Rag Doll Records: 2006

Buy it now


This review first appeared in the August 24, 2006 issue of the North County Times.

Refashioning her sound and approach after recording a major label album with her sister, Lindsey, as The Troys, Anna Troy's new solo album is an all-blues affair. As big a shift as the blues is stylistically from the alt-tinged power pop of The Troys' material, the San Diegan shows a definite knack for writing solid blues songs.

But writing a blues song is a world apart from singing a blues song. No snobbery of the purist here: young and old, black and white and any other color are all capable of fully expressing themselves through the blues. Still, it takes time to learn blues phrasing, to learn how to shape one's voice in the blues scale, to get the blues beat down pat.

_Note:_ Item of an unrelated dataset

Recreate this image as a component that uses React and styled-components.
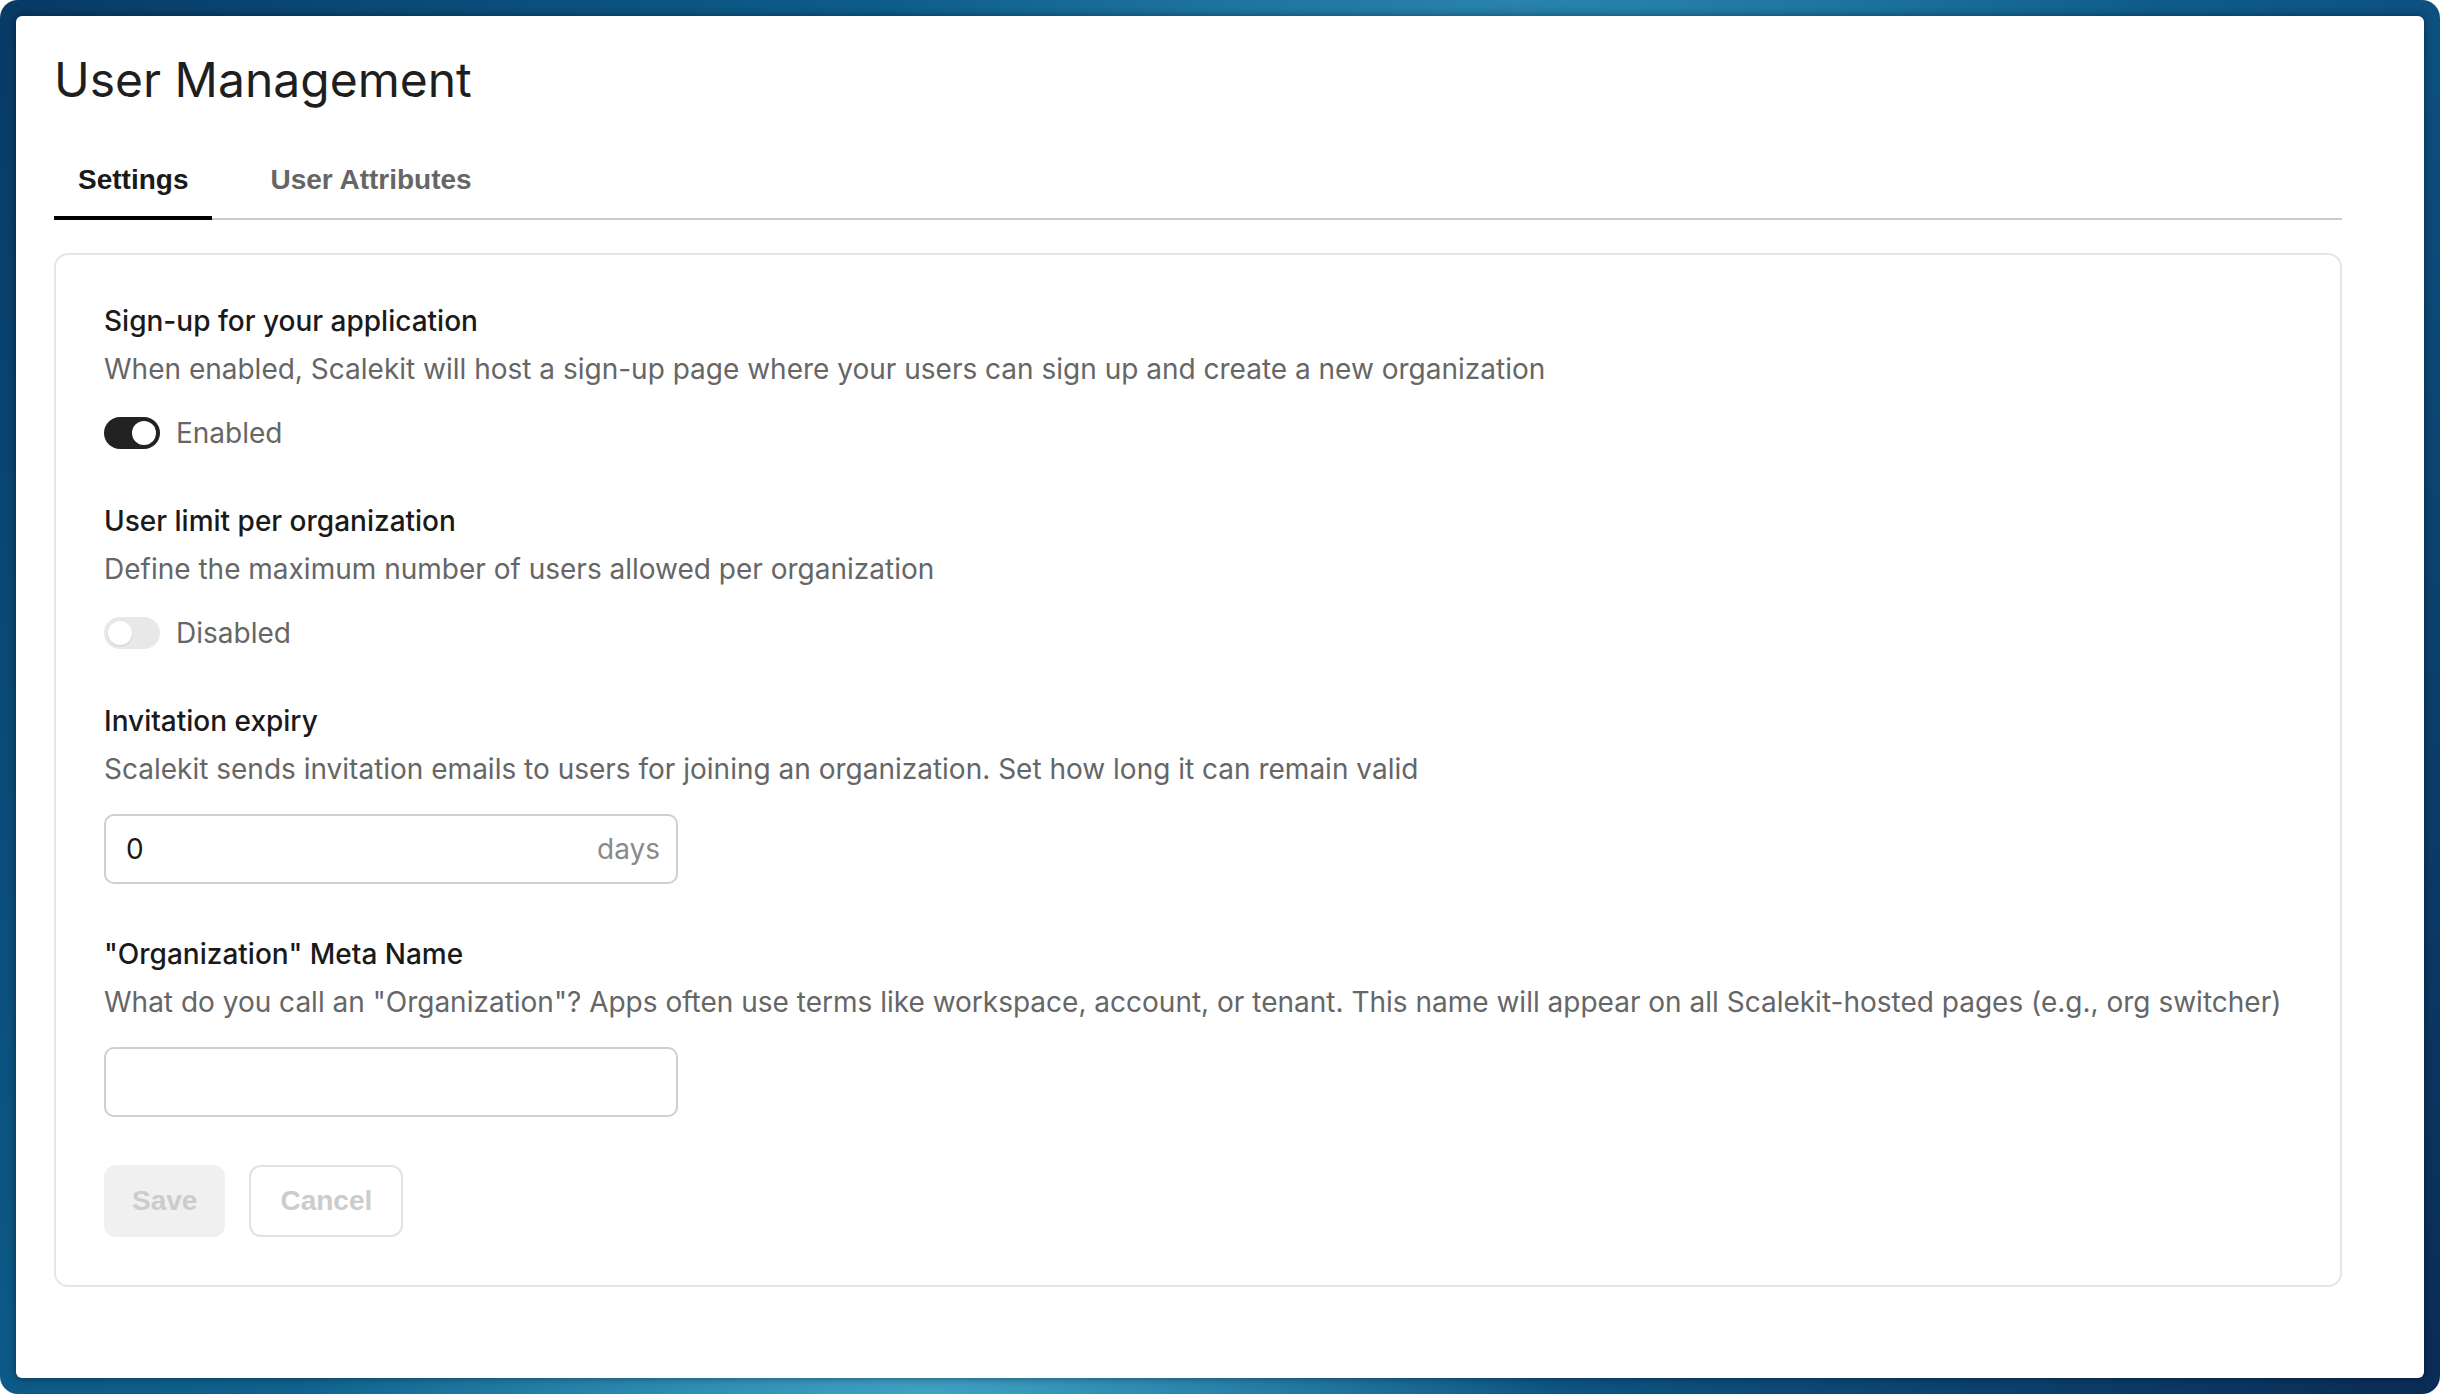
import React from "react";
import styled, { createGlobalStyle } from "styled-components";

const Global = createGlobalStyle`
  html, body { margin: 0; padding: 0; background: #ffffff; }
  * { box-sizing: border-box; }
  body { font-family: Inter, "Noto Sans", sans-serif; }
`;

const Frame = styled.div`
  width: 2440px;
  height: 1394px;
  border-radius: 18px;
  padding: 16px;
  overflow: hidden;
  background:
    radial-gradient(ellipse 900px 260px at 38% 100%, rgba(70, 170, 205, 0.85) 0%, rgba(70, 170, 205, 0) 70%),
    radial-gradient(ellipse 900px 200px at 62% 0%, rgba(50, 140, 180, 0.7) 0%, rgba(50, 140, 180, 0) 70%),
    linear-gradient(120deg, #083a66 0%, #0d5a88 25%, #14709c 50%, #0d5585 72%, #0a2c56 100%);
`;

const Panel = styled.div`
  height: 100%;
  background: #ffffff;
  border-radius: 6px;
  box-shadow: 0 0 8px rgba(0, 0, 0, 0.45);
  padding: 35px 82px 0 38px;
  display: flex;
  flex-direction: column;
`;

const Title = styled.h1`
  margin: 0;
  font-family: Inter, sans-serif;
  font-weight: 400;
  font-size: 48px;
  line-height: 58px;
  color: #1f1f1f;
`;

const TabBar = styled.div`
  margin-top: 51px;
  display: flex;
  gap: 34px;
  border-bottom: 2px solid #cccccc;
`;

const Tab = styled.div`
  font-family: "Liberation Sans", Arial, sans-serif;
  font-weight: 700;
  font-size: 28px;
  line-height: 40px;
  padding: 0 24px 16px;
  margin-bottom: -2px;
  border-bottom: 4px solid ${(p) => (p.$active ? "#000000" : "transparent")};
  color: ${(p) => (p.$active ? "#1a1a1a" : "#666666")};
`;

const Card = styled.div`
  margin-top: 33px;
  border: 2px solid #e6e6e6;
  border-radius: 14px;
  padding: 48px;
  display: flex;
  flex-direction: column;
`;

const Section = styled.section`
  display: flex;
  flex-direction: column;
  align-items: flex-start;
  & + & {
    margin-top: 52px;
  }
`;

const Heading = styled.div`
  font-family: Inter, sans-serif;
  font-weight: 500;
  font-size: 28px;
  line-height: 36px;
  color: #1a1a1a;
`;

const Description = styled.div`
  margin-top: 12px;
  font-family: Inter, sans-serif;
  font-weight: 400;
  font-size: 28px;
  line-height: 36px;
  color: #666666;
`;

const ToggleRow = styled.div`
  margin-top: 28px;
  display: flex;
  align-items: center;
  gap: 16px;
  height: 36px;
`;

const Track = styled.div`
  position: relative;
  width: 56px;
  height: 32px;
  border-radius: 16px;
  background: ${(p) => (p.$on ? "#222222" : "#e8e8e8")};
  flex-shrink: 0;
`;

const Knob = styled.div`
  position: absolute;
  top: 4px;
  left: ${(p) => (p.$on ? "28px" : "4px")};
  width: 24px;
  height: 24px;
  border-radius: 50%;
  background: #ffffff;
  box-shadow: ${(p) => (p.$on ? "none" : "0 1px 2px rgba(0,0,0,0.12)")};
`;

const ToggleLabel = styled.span`
  font-family: Inter, sans-serif;
  font-size: 28px;
  line-height: 36px;
  color: #666666;
`;

const Field = styled.div`
  margin-top: 27px;
  width: 574px;
  height: 70px;
  border: 2px solid #cfcfcf;
  border-radius: 10px;
  padding: 0 16px 0 20px;
  display: flex;
  align-items: center;
  gap: 12px;
`;

const TextInput = styled.input`
  flex: 1;
  min-width: 0;
  border: none;
  outline: none;
  padding: 0;
  background: transparent;
  font-family: Inter, sans-serif;
  font-size: 28px;
  color: #1a1a1a;
`;

const Suffix = styled.span`
  font-family: Inter, sans-serif;
  font-size: 28px;
  color: #8a8a8a;
`;

const Actions = styled.div`
  margin-top: 48px;
  display: flex;
  gap: 24px;
`;

const Button = styled.button`
  height: 72px;
  padding: 0 ${(p) => (p.$variant === "primary" ? "26px" : "29px")};
  border-radius: 12px;
  font-family: "Liberation Sans", Arial, sans-serif;
  font-weight: 700;
  font-size: 28px;
  color: #cccccc;
  cursor: default;
  background: ${(p) => (p.$variant === "primary" ? "#f0f0f0" : "#ffffff")};
  border: 2px solid ${(p) => (p.$variant === "primary" ? "#f0f0f0" : "#e2e2e2")};
`;

function Toggle({ on, label }) {
  return (
    <ToggleRow>
      <Track $on={on}>
        <Knob $on={on} />
      </Track>
      <ToggleLabel>{label}</ToggleLabel>
    </ToggleRow>
  );
}

export default function App() {
  return (
    <>
      <Global />
      <Frame>
        <Panel>
          <Title>User Management</Title>
          <TabBar>
            <Tab $active>Settings</Tab>
            <Tab>User Attributes</Tab>
          </TabBar>
          <Card>
            <Section>
              <Heading>Sign-up for your application</Heading>
              <Description>
                When enabled, Scalekit will host a sign-up page where your users can sign up and create a new organization
              </Description>
              <Toggle on label="Enabled" />
            </Section>
            <Section>
              <Heading>User limit per organization</Heading>
              <Description>Define the maximum number of users allowed per organization</Description>
              <Toggle on={false} label="Disabled" />
            </Section>
            <Section>
              <Heading>Invitation expiry</Heading>
              <Description>
                Scalekit sends invitation emails to users for joining an organization. Set how long it can remain valid
              </Description>
              <Field>
                <TextInput defaultValue="0" readOnly />
                <Suffix>days</Suffix>
              </Field>
            </Section>
            <Section>
              <Heading>"Organization" Meta Name</Heading>
              <Description>
                What do you call an "Organization"? Apps often use terms like workspace, account, or tenant. This name will appear on all Scalekit-hosted pages (e.g., org switcher)
              </Description>
              <Field>
                <TextInput defaultValue="" readOnly />
              </Field>
            </Section>
            <Actions>
              <Button $variant="primary">Save</Button>
              <Button>Cancel</Button>
            </Actions>
          </Card>
        </Panel>
      </Frame>
    </>
  );
}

And while Troy has done well in getting veteran bluesman Robin Henkel to sit in on bass and guitar, and has an otherwise very solid band on this outing, the fact remains that she doesn't sound entirely comfortable in her singing here. With her voice sounding hesitant, almost thin at times, "Ain't No Man" has the feel of a rock musician making the transition to the blues. Only on "The Best Damn Lover" and a cover of the traditional "In My Time of Dying" does she really have that blues feeling to her singing (these are also the only two songs Henkel plays guitar on).

Which brings us back to the songs – 10 of the 11 coming from Troy's pen. Even writing the blues is different from other forms, and in her writing Troy found her groove but quick. Most of the songs have a Texas R&B sound to them, not so different from what Lou Ann Barton and Angela Strehli recorded early in their careers. She then shifts it up on "Ain't Too Young," which is in the Carolinas/Piedmont style with lithe guitar lines and harmonica punctuation.

They're all solid songs, though. And as Troy grows into the blues, those songs are just going to sound better and better in her hands.